Only the lines holding the string "styled" are needed. Copy each one.
▽
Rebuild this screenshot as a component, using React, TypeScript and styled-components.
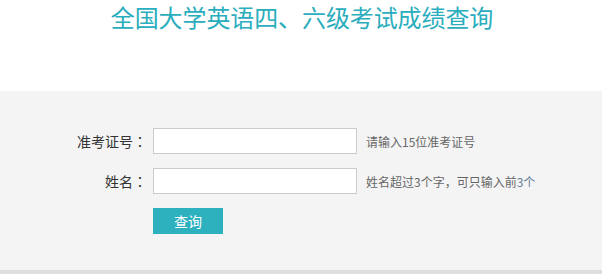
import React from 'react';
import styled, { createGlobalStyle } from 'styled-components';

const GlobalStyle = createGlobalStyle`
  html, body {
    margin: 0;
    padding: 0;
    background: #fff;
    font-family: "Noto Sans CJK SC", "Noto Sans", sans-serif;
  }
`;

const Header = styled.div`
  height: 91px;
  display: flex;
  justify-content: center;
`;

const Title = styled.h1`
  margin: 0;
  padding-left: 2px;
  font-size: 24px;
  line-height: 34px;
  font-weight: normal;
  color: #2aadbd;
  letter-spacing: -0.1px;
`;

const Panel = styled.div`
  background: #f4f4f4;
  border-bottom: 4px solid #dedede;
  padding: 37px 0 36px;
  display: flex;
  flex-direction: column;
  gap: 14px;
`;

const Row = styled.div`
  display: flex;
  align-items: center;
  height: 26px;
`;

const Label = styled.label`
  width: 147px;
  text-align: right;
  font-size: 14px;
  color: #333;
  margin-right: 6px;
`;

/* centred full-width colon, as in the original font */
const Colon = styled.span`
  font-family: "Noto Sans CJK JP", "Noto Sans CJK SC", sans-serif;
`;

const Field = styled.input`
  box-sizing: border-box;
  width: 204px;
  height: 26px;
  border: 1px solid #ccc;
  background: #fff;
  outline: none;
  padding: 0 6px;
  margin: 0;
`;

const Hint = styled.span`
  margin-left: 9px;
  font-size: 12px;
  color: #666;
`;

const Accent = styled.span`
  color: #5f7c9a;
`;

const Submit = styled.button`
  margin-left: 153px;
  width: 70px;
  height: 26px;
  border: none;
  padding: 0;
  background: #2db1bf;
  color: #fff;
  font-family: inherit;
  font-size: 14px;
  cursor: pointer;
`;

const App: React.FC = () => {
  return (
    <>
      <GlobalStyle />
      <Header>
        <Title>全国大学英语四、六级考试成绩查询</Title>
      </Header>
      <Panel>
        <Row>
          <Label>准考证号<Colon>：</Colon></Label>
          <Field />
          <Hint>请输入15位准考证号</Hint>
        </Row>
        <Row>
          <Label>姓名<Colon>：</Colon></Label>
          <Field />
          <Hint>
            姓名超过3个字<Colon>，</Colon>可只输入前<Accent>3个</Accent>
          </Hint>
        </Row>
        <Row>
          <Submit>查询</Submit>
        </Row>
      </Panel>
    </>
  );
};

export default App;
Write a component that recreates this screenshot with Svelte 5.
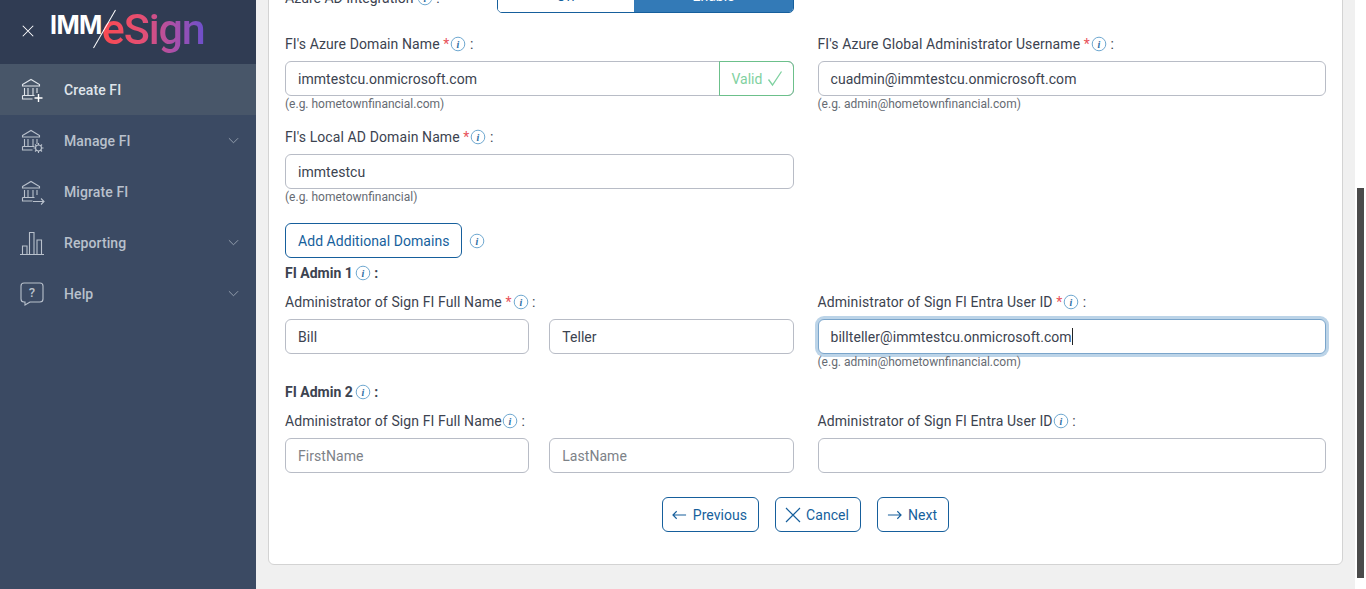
△
» **THE OUTPUT**:
Rebuild this screenshot as a component, using React, TypeScript and styled-components.
import styled, { createGlobalStyle } from 'styled-components';
const Header = styled.div`
const Title = styled.h1`
const Panel = styled.div`
const Row = styled.div`
const Label = styled.label`
const Colon = styled.span`
const Field = styled.input`
const Hint = styled.span`
const Accent = styled.span`
const Submit = styled.button`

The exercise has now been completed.